Transcribe the material exactly. Images do not belong in the copy.

*** Dataset extract

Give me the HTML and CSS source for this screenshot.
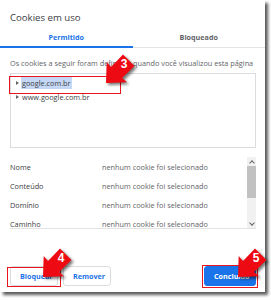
FILE: index.html
```html
<!DOCTYPE html>
<html lang="pt-BR">
<head>
<meta charset="utf-8">
<title>Cookies em uso</title>
<link rel="stylesheet" href="styles.css">
</head>
<body>
<div class="dialog">
  <h1 class="title">Cookies em uso</h1>
  <div class="tabs">
    <div class="tab active">Permitido</div>
    <div class="tab">Bloqueado</div>
  </div>
  <p class="desc">Os cookies a seguir foram definidos quando você visualizou esta página</p>
  <div class="tree">
    <div class="node"><span class="tri"></span><span class="label selected">google.com.br</span></div>
    <div class="node"><span class="tri"></span><span class="label">www.google.com.br</span></div>
  </div>
  <div class="details">
    <div class="rows">
      <div class="row"><span class="key">Nome</span><span class="val">nenhum cookie foi selecionado</span></div>
      <div class="row"><span class="key">Conteúdo</span><span class="val">nenhum cookie foi selecionado</span></div>
      <div class="row"><span class="key">Domínio</span><span class="val">nenhum cookie foi selecionado</span></div>
      <div class="row"><span class="key">Caminho</span><span class="val">nenhum cookie foi selecionado</span></div>
    </div>
    <div class="scrollbar">
      <span class="arrow up"></span>
      <span class="track"><span class="thumb"></span></span>
      <span class="arrow down"></span>
    </div>
  </div>
  <div class="actions">
    <div class="left">
      <button class="btn">Bloquear</button>
      <button class="btn">Remover</button>
    </div>
    <button class="btn primary">Concluído</button>
  </div>

  <div class="mark mark-tree"></div>
  <div class="mark mark-block"></div>
  <div class="mark mark-done"></div>

  <div class="callout c3"><svg viewBox="0 0 36 36" width="36" height="36"><polygon points="3,33 3.7,12 8,17 20,4.5 31.5,16 19,28 24,32.3"/></svg><span class="num">3</span></div>
  <div class="callout c4"><svg viewBox="0 0 36 36" width="36" height="36"><polygon points="3,33 3.7,12 8,17 20,4.5 31.5,16 19,28 24,32.3"/></svg><span class="num">4</span></div>
  <div class="callout c5"><svg viewBox="0 0 36 36" width="36" height="36"><polygon points="3,33 3.7,12 8,17 20,4.5 31.5,16 19,28 24,32.3"/></svg><span class="num">5</span></div>
</div>
</body>
</html>
```
FILE: styles.css
```css
* { box-sizing: border-box; }
html, body { margin: 0; padding: 0; }
body {
  width: 271px;
  height: 300px;
  background: #fff;
  font-family: "Open Sans", "Noto Sans", sans-serif;
  overflow: hidden;
}
.dialog {
  position: relative;
  width: 265px;
  height: 292px;
  background: #fff;
  box-shadow: 3px 3px 3px rgba(0,0,0,0.65);
  padding-top: 11px;
  display: flex;
  flex-direction: column;
}
.title {
  margin: 0 0 0 10px;
  font-size: 9.6px;
  font-weight: normal;
  color: #3c4043;
  line-height: 14px;
}
.tabs {
  margin-top: 5px;
  display: flex;
  border-bottom: 1px solid #e3e3e3;
}
.tab {
  flex: 1;
  text-align: center;
  font-size: 7.2px;
  font-weight: bold;
  color: #5f6368;
  line-height: 14px;
  padding-bottom: 2px;
  border-bottom: 2px solid transparent;
  margin-bottom: -1px;
}
.tab.active {
  color: #1a73e8;
  border-bottom-color: #1a73e8;
}
.desc {
  margin: 9px 10px 0;
  font-size: 7.3px;
  line-height: 12px;
  color: #5f6368;
  white-space: nowrap;
}
.tree {
  margin: 4px 9px 0 10px;
  height: 75px;
  border: 1px solid #dadce0;
  padding: 2px 0 0 4px;
}
.node {
  display: flex;
  align-items: center;
  height: 14px;
  font-size: 7.3px;
  color: #3c4043;
}
.tri {
  width: 0;
  height: 0;
  border-left: 3px solid #666;
  border-top: 2px solid transparent;
  border-bottom: 2px solid transparent;
  margin: 0 2px 0 1px;
}
.label { padding: 1px 1px; line-height: 10px; }
.label.selected { background: #c5d8f5; }
.details {
  margin: 9px 9px 0 10px;
  height: 72px;
  border-bottom: 1px solid #e3e3e3;
  display: flex;
}
.rows {
  flex: 1;
  overflow: hidden;
}
.row {
  display: flex;
  height: 19px;
  align-items: center;
  font-size: 7.3px;
  color: #5f6368;
}
.key { width: 92px; color: #3c4043; }
.scrollbar {
  width: 9px;
  display: flex;
  flex-direction: column;
  background: #f1f1f1;
}
.arrow {
  height: 9px;
  position: relative;
  background: #f1f1f1;
}
.arrow::after {
  content: "";
  position: absolute;
  left: 2.5px;
  width: 3px;
  height: 3px;
  border-left: 1px solid #666;
  border-top: 1px solid #666;
}
.arrow.up::after { top: 4px; transform: rotate(45deg); }
.arrow.down::after { top: 2px; transform: rotate(225deg); }
.track { flex: 1; display: flex; flex-direction: column; }
.thumb { height: 32px; background: #c1c1c1; }
.actions {
  margin-top: auto;
  margin-bottom: 6px;
  padding: 0 10px;
  display: flex;
  justify-content: space-between;
  align-items: center;
}
.left { display: flex; gap: 5px; }
.btn {
  height: 20px;
  border: 1px solid #dadce0;
  border-radius: 3px;
  background: #fff;
  color: #1a73e8;
  font-family: "Open Sans", "Noto Sans", sans-serif;
  font-weight: bold;
  font-size: 7.2px;
  padding: 0 9px;
  width: 48px;
}
.btn.primary {
  background: #1a73e8;
  border-color: #1a73e8;
  color: #fff;
  width: 52px;
  margin-right: -1px;
}
.mark {
  position: absolute;
  border: 1.5px solid #e8141e;
}
.mark-tree { left: 9px; top: 76px; width: 112px; height: 18px; }
.mark-block { left: 7px; top: 267px; width: 54px; height: 20px; }
.mark-done { left: 202px; top: 265px; width: 56px; height: 23px; }
.callout {
  position: absolute;
  width: 36px;
  height: 36px;
}
.callout svg {
  display: block;
  fill: #ee0a12;
  filter: drop-shadow(2px 2px 1.5px rgba(0,0,0,0.55));
}
.num {
  position: absolute;
  left: 15px;
  top: 8px;
  width: 12px;
  text-align: center;
  color: #fff;
  font-family: "Liberation Sans", Arial, sans-serif;
  font-weight: bold;
  font-size: 12px;
  line-height: 12px;
}
.c3 { left: 103px; top: 50px; }
.c4 { left: 40px; top: 244px; }
.c5 { left: 235px; top: 244px; }
```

******

#### Exercise output
Give me the HTML and CSS source for this screenshot.
FILE: index.html
```html
<!DOCTYPE html>
<html lang="pt-BR">
<head>
<meta charset="utf-8">
<title>Cookies em uso</title>
<link rel="stylesheet" href="styles.css">
</head>
<body>
<div class="dialog">
  <h1 class="title">Cookies em uso</h1>
  <div class="tabs">
    <div class="tab active">Permitido</div>
    <div class="tab">Bloqueado</div>
  </div>
  <p class="desc">Os cookies a seguir foram definidos quando você visualizou esta página</p>
  <div class="tree">
    <div class="node"><span class="tri"></span><span class="label selected">google.com.br</span></div>
    <div class="node"><span class="tri"></span><span class="label">www.google.com.br</span></div>
  </div>
  <div class="details">
    <div class="rows">
      <div class="row"><span class="key">Nome</span><span class="val">nenhum cookie foi selecionado</span></div>
      <div class="row"><span class="key">Conteúdo</span><span class="val">nenhum cookie foi selecionado</span></div>
      <div class="row"><span class="key">Domínio</span><span class="val">nenhum cookie foi selecionado</span></div>
      <div class="row"><span class="key">Caminho</span><span class="val">nenhum cookie foi selecionado</span></div>
    </div>
    <div class="scrollbar">
      <span class="arrow up"></span>
      <span class="track"><span class="thumb"></span></span>
      <span class="arrow down"></span>
    </div>
  </div>
  <div class="actions">
    <div class="left">
      <button class="btn">Bloquear</button>
      <button class="btn">Remover</button>
    </div>
    <button class="btn primary">Concluído</button>
  </div>

  <div class="mark mark-tree"></div>
  <div class="mark mark-block"></div>
  <div class="mark mark-done"></div>

  <div class="callout c3"><svg viewBox="0 0 36 36" width="36" height="36"><polygon points="3,33 3.7,12 8,17 20,4.5 31.5,16 19,28 24,32.3"/></svg><span class="num">3</span></div>
  <div class="callout c4"><svg viewBox="0 0 36 36" width="36" height="36"><polygon points="3,33 3.7,12 8,17 20,4.5 31.5,16 19,28 24,32.3"/></svg><span class="num">4</span></div>
  <div class="callout c5"><svg viewBox="0 0 36 36" width="36" height="36"><polygon points="3,33 3.7,12 8,17 20,4.5 31.5,16 19,28 24,32.3"/></svg><span class="num">5</span></div>
</div>
</body>
</html>
```
FILE: styles.css
```css
* { box-sizing: border-box; }
html, body { margin: 0; padding: 0; }
body {
  width: 271px;
  height: 300px;
  background: #fff;
  font-family: "Open Sans", "Noto Sans", sans-serif;
  overflow: hidden;
}
.dialog {
  position: relative;
  width: 265px;
  height: 292px;
  background: #fff;
  box-shadow: 3px 3px 3px rgba(0,0,0,0.65);
  padding-top: 11px;
  display: flex;
  flex-direction: column;
}
.title {
  margin: 0 0 0 10px;
  font-size: 9.6px;
  font-weight: normal;
  color: #3c4043;
  line-height: 14px;
}
.tabs {
  margin-top: 5px;
  display: flex;
  border-bottom: 1px solid #e3e3e3;
}
.tab {
  flex: 1;
  text-align: center;
  font-size: 7.2px;
  font-weight: bold;
  color: #5f6368;
  line-height: 14px;
  padding-bottom: 2px;
  border-bottom: 2px solid transparent;
  margin-bottom: -1px;
}
.tab.active {
  color: #1a73e8;
  border-bottom-color: #1a73e8;
}
.desc {
  margin: 9px 10px 0;
  font-size: 7.3px;
  line-height: 12px;
  color: #5f6368;
  white-space: nowrap;
}
.tree {
  margin: 4px 9px 0 10px;
  height: 75px;
  border: 1px solid #dadce0;
  padding: 2px 0 0 4px;
}
.node {
  display: flex;
  align-items: center;
  height: 14px;
  font-size: 7.3px;
  color: #3c4043;
}
.tri {
  width: 0;
  height: 0;
  border-left: 3px solid #666;
  border-top: 2px solid transparent;
  border-bottom: 2px solid transparent;
  margin: 0 2px 0 1px;
}
.label { padding: 1px 1px; line-height: 10px; }
.label.selected { background: #c5d8f5; }
.details {
  margin: 9px 9px 0 10px;
  height: 72px;
  border-bottom: 1px solid #e3e3e3;
  display: flex;
}
.rows {
  flex: 1;
  overflow: hidden;
}
.row {
  display: flex;
  height: 19px;
  align-items: center;
  font-size: 7.3px;
  color: #5f6368;
}
.key { width: 92px; color: #3c4043; }
.scrollbar {
  width: 9px;
  display: flex;
  flex-direction: column;
  background: #f1f1f1;
}
.arrow {
  height: 9px;
  position: relative;
  background: #f1f1f1;
}
.arrow::after {
  content: "";
  position: absolute;
  left: 2.5px;
  width: 3px;
  height: 3px;
  border-left: 1px solid #666;
  border-top: 1px solid #666;
}
.arrow.up::after { top: 4px; transform: rotate(45deg); }
.arrow.down::after { top: 2px; transform: rotate(225deg); }
.track { flex: 1; display: flex; flex-direction: column; }
.thumb { height: 32px; background: #c1c1c1; }
.actions {
  margin-top: auto;
  margin-bottom: 6px;
  padding: 0 10px;
  display: flex;
  justify-content: space-between;
  align-items: center;
}
.left { display: flex; gap: 5px; }
.btn {
  height: 20px;
  border: 1px solid #dadce0;
  border-radius: 3px;
  background: #fff;
  color: #1a73e8;
  font-family: "Open Sans", "Noto Sans", sans-serif;
  font-weight: bold;
  font-size: 7.2px;
  padding: 0 9px;
  width: 48px;
}
.btn.primary {
  background: #1a73e8;
  border-color: #1a73e8;
  color: #fff;
  width: 52px;
  margin-right: -1px;
}
.mark {
  position: absolute;
  border: 1.5px solid #e8141e;
}
.mark-tree { left: 9px; top: 76px; width: 112px; height: 18px; }
.mark-block { left: 7px; top: 267px; width: 54px; height: 20px; }
.mark-done { left: 202px; top: 265px; width: 56px; height: 23px; }
.callout {
  position: absolute;
  width: 36px;
  height: 36px;
}
.callout svg {
  display: block;
  fill: #ee0a12;
  filter: drop-shadow(2px 2px 1.5px rgba(0,0,0,0.55));
}
.num {
  position: absolute;
  left: 15px;
  top: 8px;
  width: 12px;
  text-align: center;
  color: #fff;
  font-family: "Liberation Sans", Arial, sans-serif;
  font-weight: bold;
  font-size: 12px;
  line-height: 12px;
}
.c3 { left: 103px; top: 50px; }
.c4 { left: 40px; top: 244px; }
.c5 { left: 235px; top: 244px; }
```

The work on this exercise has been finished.